▶ _TASK_
The entries below are to be transcribed in full, without their images.
— Begin EXTRACTED INFORMATION —
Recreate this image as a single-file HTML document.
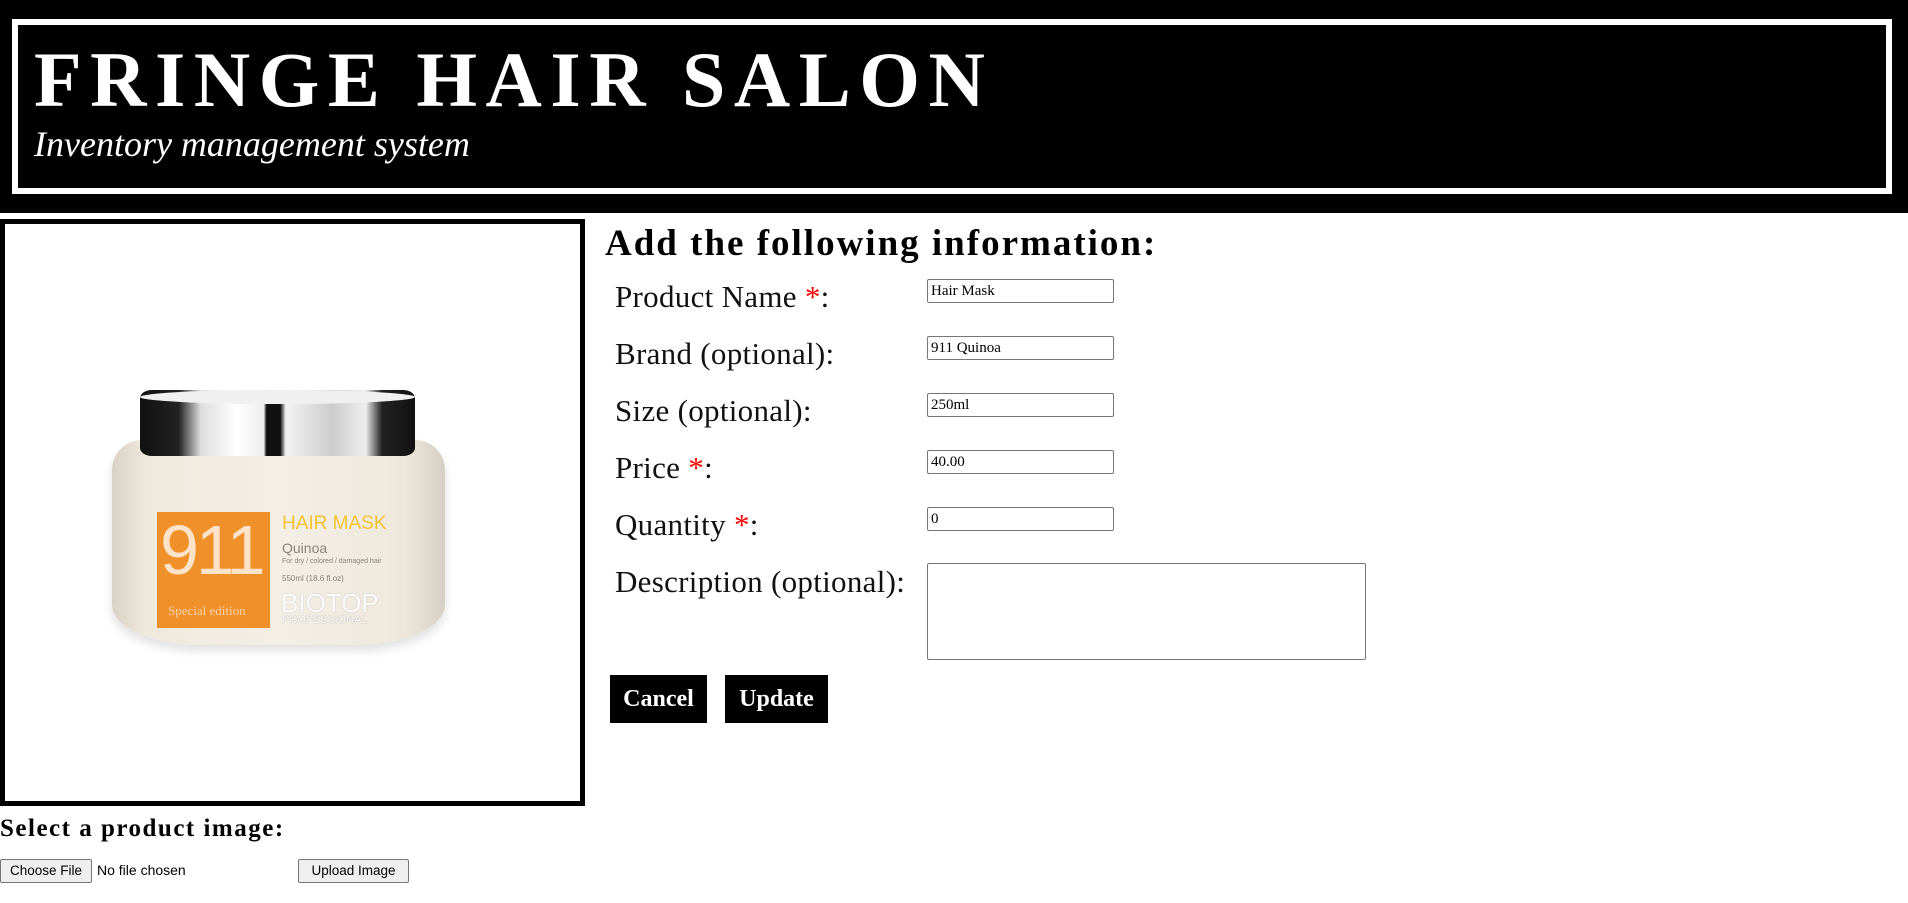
<!DOCTYPE html>
<html><head><meta charset="utf-8"><style>
*{box-sizing:border-box}
body{margin:0;width:1908px;height:903px;overflow:hidden;background:#fff;font-family:"Liberation Serif",serif;position:relative}
.hdr{position:absolute;left:0;top:0;width:1908px;height:213px;background:#000}
.hb{position:absolute;left:12px;top:19px;width:1880px;height:175px;border:6px solid #fff}
.t1{position:absolute;left:34px;top:35px;color:#fff;font-weight:bold;font-size:78px;letter-spacing:8.5px;white-space:nowrap}
.t2{position:absolute;left:34px;top:123px;color:#fff;font-style:italic;font-size:36px;white-space:nowrap}
.imgbox{position:absolute;left:0;top:219px;width:585px;height:587px;border:5px solid #000}
.a{position:absolute;white-space:nowrap}
.lbl{font-size:31px;color:#111;letter-spacing:0.3px}
.r{color:red}
input.in{position:absolute;left:927px;width:187px;height:24px;border:1px solid #767676;border-radius:2px;font-family:"Liberation Serif",serif;font-size:15px;padding:0 3px}
.btn{position:absolute;top:675px;height:48px;background:#000;color:#fff;font-weight:bold;font-size:24px;text-align:center;line-height:48px}
.sb{position:absolute;height:24px;border:1px solid #767676;background:#efefef;border-radius:2px;font-family:"Liberation Sans",sans-serif;font-size:13.5px;line-height:22px;text-align:center}
</style></head><body>
<div class="hdr"><div class="hb"></div>
<div class="t1">FRINGE HAIR SALON</div>
<div class="t2">Inventory management system</div></div>

<div class="imgbox"></div>
<div class="a" style="left:112px;top:440px;width:333px;height:205px;border-radius:30px 30px 90px 90px/30px 30px 40px 40px;background:linear-gradient(90deg,#d8d2c6 0%,#efe9dd 10%,#f4efe6 50%,#eee8dc 88%,#d6d0c4 100%);box-shadow:0 6px 10px rgba(0,0,0,.12)"></div>
<div class="a" style="left:140px;top:390px;width:275px;height:66px;border-radius:12px/8px;background:linear-gradient(90deg,#111 0%,#222 14%,#ddd 22%,#fff 35%,#eee 45%,#111 46%,#111 51%,#f3f3f3 53%,#ccc 70%,#eee 82%,#222 88%,#111 100%)"></div>
<div class="a" style="left:140px;top:390px;width:275px;height:14px;border-radius:50%;background:#f0f0f0"></div>
<div class="a" style="left:157px;top:512px;width:113px;height:116px;background:#f0902a"></div>
<div class="a" style="left:160px;top:510px;color:#fde3c8;font-family:'Liberation Sans',sans-serif;font-size:70px;font-weight:100;letter-spacing:-3px">911</div>
<div class="a" style="left:168px;top:603px;color:#fcd3a8;font-size:13px">Special edition</div>
<div class="a" style="left:282px;top:513px;color:#f3c234;font-family:'Liberation Sans',sans-serif;font-size:19px">HAIR MASK</div>
<div class="a" style="left:282px;top:540px;color:#8a8478;font-family:'Liberation Sans',sans-serif;font-size:14px">Quinoa</div>
<div class="a" style="left:282px;top:558px;color:#8a8478;font-family:'Liberation Sans',sans-serif;font-size:7px">For dry / colored / damaged hair</div>
<div class="a" style="left:282px;top:574px;color:#8a8478;font-family:'Liberation Sans',sans-serif;font-size:8px">550ml (18.6 fl.oz)</div>
<div class="a" style="left:281px;top:588px;color:#fff;font-family:'Liberation Sans',sans-serif;font-size:26px;text-shadow:0 0 1px #999">BIOTOP</div>
<div class="a" style="left:282px;top:614px;color:#fff;font-family:'Liberation Sans',sans-serif;font-size:11px;text-shadow:0 0 1px #888">PROFESSIONAL</div>

<div class="a" style="left:605px;top:222px;font-weight:bold;font-size:37px;letter-spacing:2px">Add the following information:</div>
<div class="a lbl" style="left:615px;top:279px">Product Name <span class="r">*</span>:</div>
<div class="a lbl" style="left:615px;top:336px">Brand (optional):</div>
<div class="a lbl" style="left:615px;top:393px">Size (optional):</div>
<div class="a lbl" style="left:615px;top:450px">Price <span class="r">*</span>:</div>
<div class="a lbl" style="left:615px;top:507px">Quantity <span class="r">*</span>:</div>
<div class="a lbl" style="left:615px;top:564px">Description (optional):</div>
<input class="in" style="top:279px" value="Hair Mask">
<input class="in" style="top:336px" value="911 Quinoa">
<input class="in" style="top:393px" value="250ml">
<input class="in" style="top:450px" value="40.00">
<input class="in" style="top:507px" value="0">
<div class="a" style="left:927px;top:563px;width:439px;height:97px;border:1px solid #767676;border-radius:2px"></div>
<div class="btn" style="left:610px;width:97px">Cancel</div>
<div class="btn" style="left:725px;width:103px">Update</div>

<div class="a" style="left:0;top:815px;font-weight:bold;font-size:25px;letter-spacing:1.5px">Select a product image:</div>
<div class="sb" style="left:0;top:859px;width:92px">Choose File</div>
<div class="a" style="left:97px;top:862px;font-family:'Liberation Sans',sans-serif;font-size:14px">No file chosen</div>
<div class="sb" style="left:298px;top:859px;width:111px">Upload Image</div>
</body></html>
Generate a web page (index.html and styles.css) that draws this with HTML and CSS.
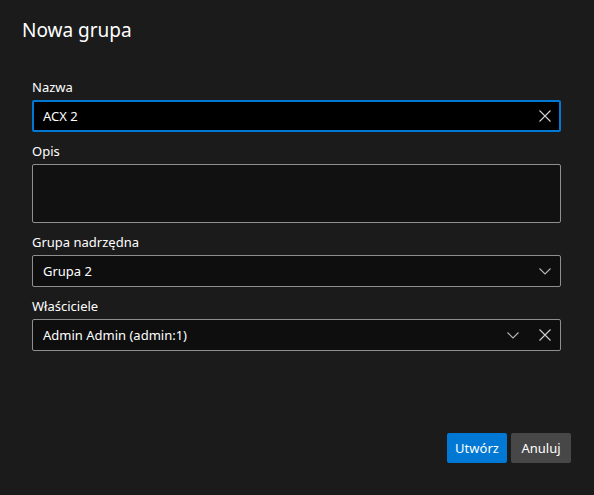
— End EXTRACTED INFORMATION —
▶ _EXPECTED ANSWER_
Recreate this image as a single-file HTML document.
<!DOCTYPE html>
<html><head><meta charset="utf-8"><style>
*{box-sizing:border-box}
body{margin:0;width:1908px;height:903px;overflow:hidden;background:#fff;font-family:"Liberation Serif",serif;position:relative}
.hdr{position:absolute;left:0;top:0;width:1908px;height:213px;background:#000}
.hb{position:absolute;left:12px;top:19px;width:1880px;height:175px;border:6px solid #fff}
.t1{position:absolute;left:34px;top:35px;color:#fff;font-weight:bold;font-size:78px;letter-spacing:8.5px;white-space:nowrap}
.t2{position:absolute;left:34px;top:123px;color:#fff;font-style:italic;font-size:36px;white-space:nowrap}
.imgbox{position:absolute;left:0;top:219px;width:585px;height:587px;border:5px solid #000}
.a{position:absolute;white-space:nowrap}
.lbl{font-size:31px;color:#111;letter-spacing:0.3px}
.r{color:red}
input.in{position:absolute;left:927px;width:187px;height:24px;border:1px solid #767676;border-radius:2px;font-family:"Liberation Serif",serif;font-size:15px;padding:0 3px}
.btn{position:absolute;top:675px;height:48px;background:#000;color:#fff;font-weight:bold;font-size:24px;text-align:center;line-height:48px}
.sb{position:absolute;height:24px;border:1px solid #767676;background:#efefef;border-radius:2px;font-family:"Liberation Sans",sans-serif;font-size:13.5px;line-height:22px;text-align:center}
</style></head><body>
<div class="hdr"><div class="hb"></div>
<div class="t1">FRINGE HAIR SALON</div>
<div class="t2">Inventory management system</div></div>

<div class="imgbox"></div>
<div class="a" style="left:112px;top:440px;width:333px;height:205px;border-radius:30px 30px 90px 90px/30px 30px 40px 40px;background:linear-gradient(90deg,#d8d2c6 0%,#efe9dd 10%,#f4efe6 50%,#eee8dc 88%,#d6d0c4 100%);box-shadow:0 6px 10px rgba(0,0,0,.12)"></div>
<div class="a" style="left:140px;top:390px;width:275px;height:66px;border-radius:12px/8px;background:linear-gradient(90deg,#111 0%,#222 14%,#ddd 22%,#fff 35%,#eee 45%,#111 46%,#111 51%,#f3f3f3 53%,#ccc 70%,#eee 82%,#222 88%,#111 100%)"></div>
<div class="a" style="left:140px;top:390px;width:275px;height:14px;border-radius:50%;background:#f0f0f0"></div>
<div class="a" style="left:157px;top:512px;width:113px;height:116px;background:#f0902a"></div>
<div class="a" style="left:160px;top:510px;color:#fde3c8;font-family:'Liberation Sans',sans-serif;font-size:70px;font-weight:100;letter-spacing:-3px">911</div>
<div class="a" style="left:168px;top:603px;color:#fcd3a8;font-size:13px">Special edition</div>
<div class="a" style="left:282px;top:513px;color:#f3c234;font-family:'Liberation Sans',sans-serif;font-size:19px">HAIR MASK</div>
<div class="a" style="left:282px;top:540px;color:#8a8478;font-family:'Liberation Sans',sans-serif;font-size:14px">Quinoa</div>
<div class="a" style="left:282px;top:558px;color:#8a8478;font-family:'Liberation Sans',sans-serif;font-size:7px">For dry / colored / damaged hair</div>
<div class="a" style="left:282px;top:574px;color:#8a8478;font-family:'Liberation Sans',sans-serif;font-size:8px">550ml (18.6 fl.oz)</div>
<div class="a" style="left:281px;top:588px;color:#fff;font-family:'Liberation Sans',sans-serif;font-size:26px;text-shadow:0 0 1px #999">BIOTOP</div>
<div class="a" style="left:282px;top:614px;color:#fff;font-family:'Liberation Sans',sans-serif;font-size:11px;text-shadow:0 0 1px #888">PROFESSIONAL</div>

<div class="a" style="left:605px;top:222px;font-weight:bold;font-size:37px;letter-spacing:2px">Add the following information:</div>
<div class="a lbl" style="left:615px;top:279px">Product Name <span class="r">*</span>:</div>
<div class="a lbl" style="left:615px;top:336px">Brand (optional):</div>
<div class="a lbl" style="left:615px;top:393px">Size (optional):</div>
<div class="a lbl" style="left:615px;top:450px">Price <span class="r">*</span>:</div>
<div class="a lbl" style="left:615px;top:507px">Quantity <span class="r">*</span>:</div>
<div class="a lbl" style="left:615px;top:564px">Description (optional):</div>
<input class="in" style="top:279px" value="Hair Mask">
<input class="in" style="top:336px" value="911 Quinoa">
<input class="in" style="top:393px" value="250ml">
<input class="in" style="top:450px" value="40.00">
<input class="in" style="top:507px" value="0">
<div class="a" style="left:927px;top:563px;width:439px;height:97px;border:1px solid #767676;border-radius:2px"></div>
<div class="btn" style="left:610px;width:97px">Cancel</div>
<div class="btn" style="left:725px;width:103px">Update</div>

<div class="a" style="left:0;top:815px;font-weight:bold;font-size:25px;letter-spacing:1.5px">Select a product image:</div>
<div class="sb" style="left:0;top:859px;width:92px">Choose File</div>
<div class="a" style="left:97px;top:862px;font-family:'Liberation Sans',sans-serif;font-size:14px">No file chosen</div>
<div class="sb" style="left:298px;top:859px;width:111px">Upload Image</div>
</body></html>
Generate a web page (index.html and styles.css) that draws this with HTML and CSS.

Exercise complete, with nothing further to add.